• **DESCRIPTION OF THE TASK**: With the pictures left out, copy the listing below exactly.

• **RECORDED DATA**:
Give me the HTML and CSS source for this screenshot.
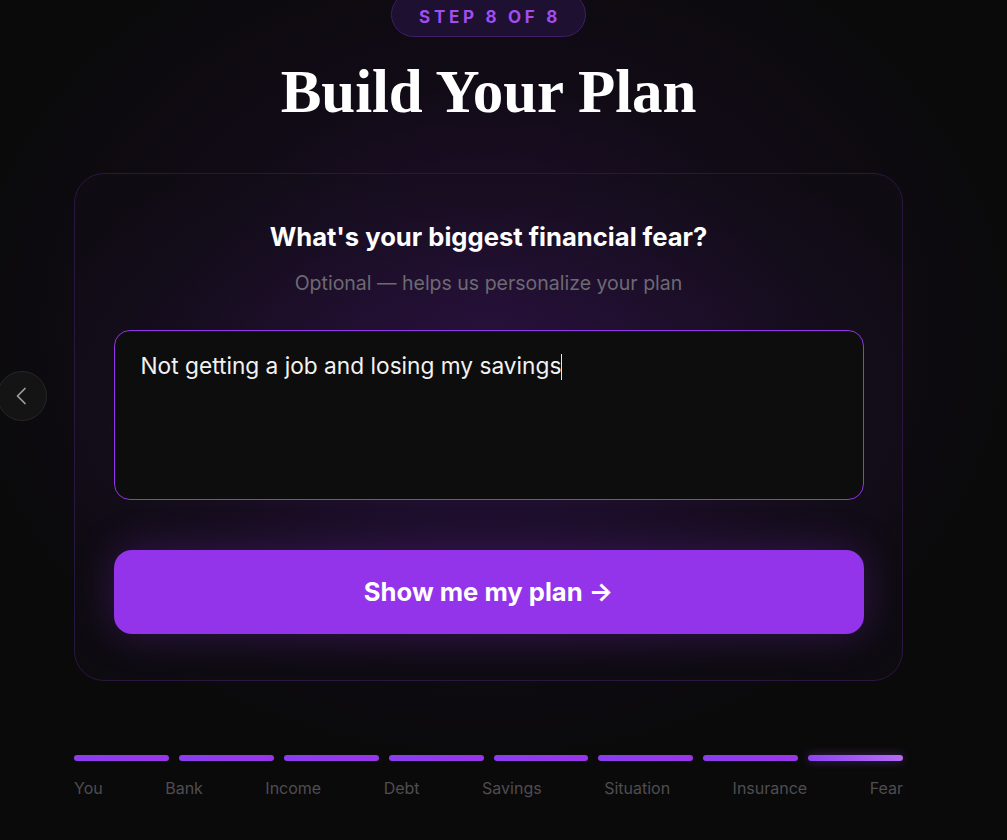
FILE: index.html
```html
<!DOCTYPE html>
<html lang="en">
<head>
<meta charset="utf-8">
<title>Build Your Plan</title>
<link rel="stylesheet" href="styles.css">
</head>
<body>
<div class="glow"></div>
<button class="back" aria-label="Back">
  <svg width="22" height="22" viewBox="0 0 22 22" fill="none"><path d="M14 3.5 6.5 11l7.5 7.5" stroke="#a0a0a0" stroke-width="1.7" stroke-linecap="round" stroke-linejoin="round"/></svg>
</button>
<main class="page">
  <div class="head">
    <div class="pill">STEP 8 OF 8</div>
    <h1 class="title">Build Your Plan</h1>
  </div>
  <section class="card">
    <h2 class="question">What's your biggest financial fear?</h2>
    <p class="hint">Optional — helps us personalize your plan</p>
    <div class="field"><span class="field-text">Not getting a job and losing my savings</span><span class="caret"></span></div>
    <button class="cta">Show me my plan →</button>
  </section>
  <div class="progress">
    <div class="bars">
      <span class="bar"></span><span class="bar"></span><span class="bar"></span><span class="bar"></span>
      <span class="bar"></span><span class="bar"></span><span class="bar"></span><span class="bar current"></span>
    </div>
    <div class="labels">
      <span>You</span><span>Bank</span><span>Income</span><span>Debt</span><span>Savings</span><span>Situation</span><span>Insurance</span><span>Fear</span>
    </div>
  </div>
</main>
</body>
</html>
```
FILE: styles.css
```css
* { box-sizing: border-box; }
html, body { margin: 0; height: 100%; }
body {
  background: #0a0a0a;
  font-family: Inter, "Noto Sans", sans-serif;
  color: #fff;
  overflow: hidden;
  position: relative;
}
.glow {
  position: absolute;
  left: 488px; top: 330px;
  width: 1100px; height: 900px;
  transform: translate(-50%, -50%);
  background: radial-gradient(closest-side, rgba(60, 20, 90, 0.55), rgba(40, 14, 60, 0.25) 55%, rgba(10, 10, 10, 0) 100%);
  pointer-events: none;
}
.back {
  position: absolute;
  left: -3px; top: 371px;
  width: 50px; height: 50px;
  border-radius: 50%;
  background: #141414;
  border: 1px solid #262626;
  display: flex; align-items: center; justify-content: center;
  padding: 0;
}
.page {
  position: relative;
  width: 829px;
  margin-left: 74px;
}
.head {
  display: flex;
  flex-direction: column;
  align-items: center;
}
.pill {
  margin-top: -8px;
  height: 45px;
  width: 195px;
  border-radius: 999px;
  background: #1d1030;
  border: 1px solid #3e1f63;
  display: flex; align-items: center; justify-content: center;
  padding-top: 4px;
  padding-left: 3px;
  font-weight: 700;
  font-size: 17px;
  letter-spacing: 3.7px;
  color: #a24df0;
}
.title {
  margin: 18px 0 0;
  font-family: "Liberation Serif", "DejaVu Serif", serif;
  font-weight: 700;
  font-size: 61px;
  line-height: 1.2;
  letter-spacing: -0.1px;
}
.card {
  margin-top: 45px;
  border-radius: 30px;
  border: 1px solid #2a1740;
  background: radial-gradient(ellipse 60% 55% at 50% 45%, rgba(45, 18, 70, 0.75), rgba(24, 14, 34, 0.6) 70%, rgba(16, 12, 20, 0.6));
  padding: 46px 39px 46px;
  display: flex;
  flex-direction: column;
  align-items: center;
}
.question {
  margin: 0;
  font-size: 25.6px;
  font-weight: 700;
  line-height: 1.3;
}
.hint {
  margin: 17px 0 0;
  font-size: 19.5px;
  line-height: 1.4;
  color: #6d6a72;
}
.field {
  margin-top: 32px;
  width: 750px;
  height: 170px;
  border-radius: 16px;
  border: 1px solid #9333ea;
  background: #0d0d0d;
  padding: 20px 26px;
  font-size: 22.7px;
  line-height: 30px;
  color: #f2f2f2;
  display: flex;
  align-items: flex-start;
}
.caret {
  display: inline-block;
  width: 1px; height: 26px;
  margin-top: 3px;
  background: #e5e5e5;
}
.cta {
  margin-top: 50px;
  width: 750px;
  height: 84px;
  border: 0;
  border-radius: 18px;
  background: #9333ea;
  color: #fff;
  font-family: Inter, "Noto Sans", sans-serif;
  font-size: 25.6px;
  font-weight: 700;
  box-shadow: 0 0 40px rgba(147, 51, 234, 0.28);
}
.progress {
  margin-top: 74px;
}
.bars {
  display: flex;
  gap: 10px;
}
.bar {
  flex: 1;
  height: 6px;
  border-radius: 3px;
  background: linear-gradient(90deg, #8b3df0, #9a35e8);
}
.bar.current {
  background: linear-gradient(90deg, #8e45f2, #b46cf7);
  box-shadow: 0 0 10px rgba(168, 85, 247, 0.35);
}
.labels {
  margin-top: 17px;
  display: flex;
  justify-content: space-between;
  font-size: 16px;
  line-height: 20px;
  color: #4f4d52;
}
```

• **SOLUTION FOR THIS PROBLEM**:
Give me the HTML and CSS source for this screenshot.
FILE: index.html
```html
<!DOCTYPE html>
<html lang="en">
<head>
<meta charset="utf-8">
<title>Build Your Plan</title>
<link rel="stylesheet" href="styles.css">
</head>
<body>
<div class="glow"></div>
<button class="back" aria-label="Back">
  <svg width="22" height="22" viewBox="0 0 22 22" fill="none"><path d="M14 3.5 6.5 11l7.5 7.5" stroke="#a0a0a0" stroke-width="1.7" stroke-linecap="round" stroke-linejoin="round"/></svg>
</button>
<main class="page">
  <div class="head">
    <div class="pill">STEP 8 OF 8</div>
    <h1 class="title">Build Your Plan</h1>
  </div>
  <section class="card">
    <h2 class="question">What's your biggest financial fear?</h2>
    <p class="hint">Optional — helps us personalize your plan</p>
    <div class="field"><span class="field-text">Not getting a job and losing my savings</span><span class="caret"></span></div>
    <button class="cta">Show me my plan →</button>
  </section>
  <div class="progress">
    <div class="bars">
      <span class="bar"></span><span class="bar"></span><span class="bar"></span><span class="bar"></span>
      <span class="bar"></span><span class="bar"></span><span class="bar"></span><span class="bar current"></span>
    </div>
    <div class="labels">
      <span>You</span><span>Bank</span><span>Income</span><span>Debt</span><span>Savings</span><span>Situation</span><span>Insurance</span><span>Fear</span>
    </div>
  </div>
</main>
</body>
</html>
```
FILE: styles.css
```css
* { box-sizing: border-box; }
html, body { margin: 0; height: 100%; }
body {
  background: #0a0a0a;
  font-family: Inter, "Noto Sans", sans-serif;
  color: #fff;
  overflow: hidden;
  position: relative;
}
.glow {
  position: absolute;
  left: 488px; top: 330px;
  width: 1100px; height: 900px;
  transform: translate(-50%, -50%);
  background: radial-gradient(closest-side, rgba(60, 20, 90, 0.55), rgba(40, 14, 60, 0.25) 55%, rgba(10, 10, 10, 0) 100%);
  pointer-events: none;
}
.back {
  position: absolute;
  left: -3px; top: 371px;
  width: 50px; height: 50px;
  border-radius: 50%;
  background: #141414;
  border: 1px solid #262626;
  display: flex; align-items: center; justify-content: center;
  padding: 0;
}
.page {
  position: relative;
  width: 829px;
  margin-left: 74px;
}
.head {
  display: flex;
  flex-direction: column;
  align-items: center;
}
.pill {
  margin-top: -8px;
  height: 45px;
  width: 195px;
  border-radius: 999px;
  background: #1d1030;
  border: 1px solid #3e1f63;
  display: flex; align-items: center; justify-content: center;
  padding-top: 4px;
  padding-left: 3px;
  font-weight: 700;
  font-size: 17px;
  letter-spacing: 3.7px;
  color: #a24df0;
}
.title {
  margin: 18px 0 0;
  font-family: "Liberation Serif", "DejaVu Serif", serif;
  font-weight: 700;
  font-size: 61px;
  line-height: 1.2;
  letter-spacing: -0.1px;
}
.card {
  margin-top: 45px;
  border-radius: 30px;
  border: 1px solid #2a1740;
  background: radial-gradient(ellipse 60% 55% at 50% 45%, rgba(45, 18, 70, 0.75), rgba(24, 14, 34, 0.6) 70%, rgba(16, 12, 20, 0.6));
  padding: 46px 39px 46px;
  display: flex;
  flex-direction: column;
  align-items: center;
}
.question {
  margin: 0;
  font-size: 25.6px;
  font-weight: 700;
  line-height: 1.3;
}
.hint {
  margin: 17px 0 0;
  font-size: 19.5px;
  line-height: 1.4;
  color: #6d6a72;
}
.field {
  margin-top: 32px;
  width: 750px;
  height: 170px;
  border-radius: 16px;
  border: 1px solid #9333ea;
  background: #0d0d0d;
  padding: 20px 26px;
  font-size: 22.7px;
  line-height: 30px;
  color: #f2f2f2;
  display: flex;
  align-items: flex-start;
}
.caret {
  display: inline-block;
  width: 1px; height: 26px;
  margin-top: 3px;
  background: #e5e5e5;
}
.cta {
  margin-top: 50px;
  width: 750px;
  height: 84px;
  border: 0;
  border-radius: 18px;
  background: #9333ea;
  color: #fff;
  font-family: Inter, "Noto Sans", sans-serif;
  font-size: 25.6px;
  font-weight: 700;
  box-shadow: 0 0 40px rgba(147, 51, 234, 0.28);
}
.progress {
  margin-top: 74px;
}
.bars {
  display: flex;
  gap: 10px;
}
.bar {
  flex: 1;
  height: 6px;
  border-radius: 3px;
  background: linear-gradient(90deg, #8b3df0, #9a35e8);
}
.bar.current {
  background: linear-gradient(90deg, #8e45f2, #b46cf7);
  box-shadow: 0 0 10px rgba(168, 85, 247, 0.35);
}
.labels {
  margin-top: 17px;
  display: flex;
  justify-content: space-between;
  font-size: 16px;
  line-height: 20px;
  color: #4f4d52;
}
```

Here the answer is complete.